• DATA EXTRACT
══════
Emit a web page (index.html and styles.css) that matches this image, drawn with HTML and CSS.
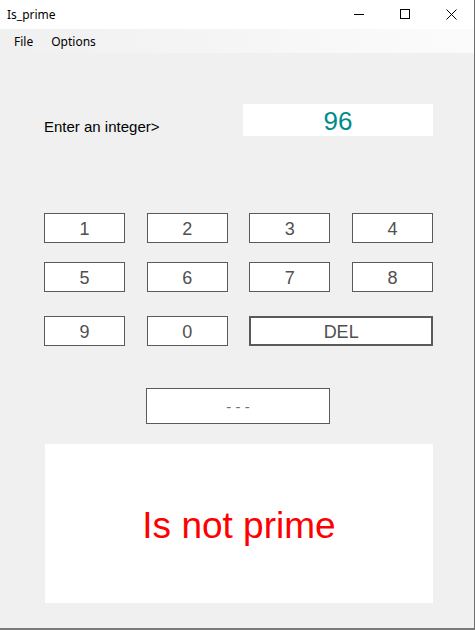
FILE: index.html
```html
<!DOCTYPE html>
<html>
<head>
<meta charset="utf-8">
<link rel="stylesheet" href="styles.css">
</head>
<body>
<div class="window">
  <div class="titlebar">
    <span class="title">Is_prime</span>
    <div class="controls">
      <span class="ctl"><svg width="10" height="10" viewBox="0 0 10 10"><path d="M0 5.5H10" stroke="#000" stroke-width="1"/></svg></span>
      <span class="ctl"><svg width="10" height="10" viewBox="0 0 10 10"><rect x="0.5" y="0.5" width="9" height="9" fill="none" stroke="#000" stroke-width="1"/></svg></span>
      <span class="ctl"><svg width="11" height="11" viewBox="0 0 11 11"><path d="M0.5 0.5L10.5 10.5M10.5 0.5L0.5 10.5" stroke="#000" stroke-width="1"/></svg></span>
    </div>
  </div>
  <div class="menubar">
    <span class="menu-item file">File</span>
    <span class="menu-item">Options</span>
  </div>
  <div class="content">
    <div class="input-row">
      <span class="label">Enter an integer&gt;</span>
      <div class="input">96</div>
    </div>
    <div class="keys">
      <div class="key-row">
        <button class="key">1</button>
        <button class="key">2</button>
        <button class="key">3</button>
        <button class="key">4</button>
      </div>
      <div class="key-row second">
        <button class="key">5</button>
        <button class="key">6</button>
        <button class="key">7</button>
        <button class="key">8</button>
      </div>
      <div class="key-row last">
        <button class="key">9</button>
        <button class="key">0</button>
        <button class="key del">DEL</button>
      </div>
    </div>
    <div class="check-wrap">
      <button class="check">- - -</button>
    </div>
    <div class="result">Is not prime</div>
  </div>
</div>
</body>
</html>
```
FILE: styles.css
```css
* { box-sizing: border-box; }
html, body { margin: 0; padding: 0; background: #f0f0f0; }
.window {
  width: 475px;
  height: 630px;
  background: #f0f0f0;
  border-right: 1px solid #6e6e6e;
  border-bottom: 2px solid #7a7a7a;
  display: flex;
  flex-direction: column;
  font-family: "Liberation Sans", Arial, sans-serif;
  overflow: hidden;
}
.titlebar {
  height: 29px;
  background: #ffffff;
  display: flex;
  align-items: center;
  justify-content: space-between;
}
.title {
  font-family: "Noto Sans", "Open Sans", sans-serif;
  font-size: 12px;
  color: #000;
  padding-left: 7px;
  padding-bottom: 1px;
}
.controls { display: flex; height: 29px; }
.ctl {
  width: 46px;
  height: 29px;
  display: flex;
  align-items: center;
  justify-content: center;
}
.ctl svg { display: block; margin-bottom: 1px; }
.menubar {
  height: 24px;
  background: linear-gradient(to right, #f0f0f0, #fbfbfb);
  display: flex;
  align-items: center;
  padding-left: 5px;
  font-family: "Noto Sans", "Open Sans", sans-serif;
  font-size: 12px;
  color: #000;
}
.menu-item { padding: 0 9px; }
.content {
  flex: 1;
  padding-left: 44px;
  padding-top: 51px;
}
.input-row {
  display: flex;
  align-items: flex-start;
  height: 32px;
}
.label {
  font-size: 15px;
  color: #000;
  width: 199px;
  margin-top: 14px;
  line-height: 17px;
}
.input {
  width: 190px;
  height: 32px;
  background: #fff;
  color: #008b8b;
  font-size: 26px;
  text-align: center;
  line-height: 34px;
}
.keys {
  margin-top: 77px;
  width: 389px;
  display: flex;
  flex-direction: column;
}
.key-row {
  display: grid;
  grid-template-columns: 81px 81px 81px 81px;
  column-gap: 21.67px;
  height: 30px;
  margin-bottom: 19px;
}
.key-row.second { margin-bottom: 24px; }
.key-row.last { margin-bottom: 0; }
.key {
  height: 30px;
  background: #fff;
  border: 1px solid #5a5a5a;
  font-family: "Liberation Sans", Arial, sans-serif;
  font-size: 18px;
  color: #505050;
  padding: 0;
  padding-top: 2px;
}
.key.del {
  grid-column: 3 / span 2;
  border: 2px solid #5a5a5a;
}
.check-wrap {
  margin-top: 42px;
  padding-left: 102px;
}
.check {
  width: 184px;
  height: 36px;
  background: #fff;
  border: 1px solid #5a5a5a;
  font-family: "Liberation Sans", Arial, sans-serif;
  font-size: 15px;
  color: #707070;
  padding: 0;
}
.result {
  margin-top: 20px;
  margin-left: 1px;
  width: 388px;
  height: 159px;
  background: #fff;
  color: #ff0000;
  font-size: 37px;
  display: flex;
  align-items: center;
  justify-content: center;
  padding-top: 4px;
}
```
══════
Restate the entire listing word for word, excluding pictures.

Emit a web page (index.html and styles.css) that matches this image, drawn with HTML and CSS.
FILE: index.html
```html
<!DOCTYPE html>
<html>
<head>
<meta charset="utf-8">
<link rel="stylesheet" href="styles.css">
</head>
<body>
<div class="window">
  <div class="titlebar">
    <span class="title">Is_prime</span>
    <div class="controls">
      <span class="ctl"><svg width="10" height="10" viewBox="0 0 10 10"><path d="M0 5.5H10" stroke="#000" stroke-width="1"/></svg></span>
      <span class="ctl"><svg width="10" height="10" viewBox="0 0 10 10"><rect x="0.5" y="0.5" width="9" height="9" fill="none" stroke="#000" stroke-width="1"/></svg></span>
      <span class="ctl"><svg width="11" height="11" viewBox="0 0 11 11"><path d="M0.5 0.5L10.5 10.5M10.5 0.5L0.5 10.5" stroke="#000" stroke-width="1"/></svg></span>
    </div>
  </div>
  <div class="menubar">
    <span class="menu-item file">File</span>
    <span class="menu-item">Options</span>
  </div>
  <div class="content">
    <div class="input-row">
      <span class="label">Enter an integer&gt;</span>
      <div class="input">96</div>
    </div>
    <div class="keys">
      <div class="key-row">
        <button class="key">1</button>
        <button class="key">2</button>
        <button class="key">3</button>
        <button class="key">4</button>
      </div>
      <div class="key-row second">
        <button class="key">5</button>
        <button class="key">6</button>
        <button class="key">7</button>
        <button class="key">8</button>
      </div>
      <div class="key-row last">
        <button class="key">9</button>
        <button class="key">0</button>
        <button class="key del">DEL</button>
      </div>
    </div>
    <div class="check-wrap">
      <button class="check">- - -</button>
    </div>
    <div class="result">Is not prime</div>
  </div>
</div>
</body>
</html>
```
FILE: styles.css
```css
* { box-sizing: border-box; }
html, body { margin: 0; padding: 0; background: #f0f0f0; }
.window {
  width: 475px;
  height: 630px;
  background: #f0f0f0;
  border-right: 1px solid #6e6e6e;
  border-bottom: 2px solid #7a7a7a;
  display: flex;
  flex-direction: column;
  font-family: "Liberation Sans", Arial, sans-serif;
  overflow: hidden;
}
.titlebar {
  height: 29px;
  background: #ffffff;
  display: flex;
  align-items: center;
  justify-content: space-between;
}
.title {
  font-family: "Noto Sans", "Open Sans", sans-serif;
  font-size: 12px;
  color: #000;
  padding-left: 7px;
  padding-bottom: 1px;
}
.controls { display: flex; height: 29px; }
.ctl {
  width: 46px;
  height: 29px;
  display: flex;
  align-items: center;
  justify-content: center;
}
.ctl svg { display: block; margin-bottom: 1px; }
.menubar {
  height: 24px;
  background: linear-gradient(to right, #f0f0f0, #fbfbfb);
  display: flex;
  align-items: center;
  padding-left: 5px;
  font-family: "Noto Sans", "Open Sans", sans-serif;
  font-size: 12px;
  color: #000;
}
.menu-item { padding: 0 9px; }
.content {
  flex: 1;
  padding-left: 44px;
  padding-top: 51px;
}
.input-row {
  display: flex;
  align-items: flex-start;
  height: 32px;
}
.label {
  font-size: 15px;
  color: #000;
  width: 199px;
  margin-top: 14px;
  line-height: 17px;
}
.input {
  width: 190px;
  height: 32px;
  background: #fff;
  color: #008b8b;
  font-size: 26px;
  text-align: center;
  line-height: 34px;
}
.keys {
  margin-top: 77px;
  width: 389px;
  display: flex;
  flex-direction: column;
}
.key-row {
  display: grid;
  grid-template-columns: 81px 81px 81px 81px;
  column-gap: 21.67px;
  height: 30px;
  margin-bottom: 19px;
}
.key-row.second { margin-bottom: 24px; }
.key-row.last { margin-bottom: 0; }
.key {
  height: 30px;
  background: #fff;
  border: 1px solid #5a5a5a;
  font-family: "Liberation Sans", Arial, sans-serif;
  font-size: 18px;
  color: #505050;
  padding: 0;
  padding-top: 2px;
}
.key.del {
  grid-column: 3 / span 2;
  border: 2px solid #5a5a5a;
}
.check-wrap {
  margin-top: 42px;
  padding-left: 102px;
}
.check {
  width: 184px;
  height: 36px;
  background: #fff;
  border: 1px solid #5a5a5a;
  font-family: "Liberation Sans", Arial, sans-serif;
  font-size: 15px;
  color: #707070;
  padding: 0;
}
.result {
  margin-top: 20px;
  margin-left: 1px;
  width: 388px;
  height: 159px;
  background: #fff;
  color: #ff0000;
  font-size: 37px;
  display: flex;
  align-items: center;
  justify-content: center;
  padding-top: 4px;
}
```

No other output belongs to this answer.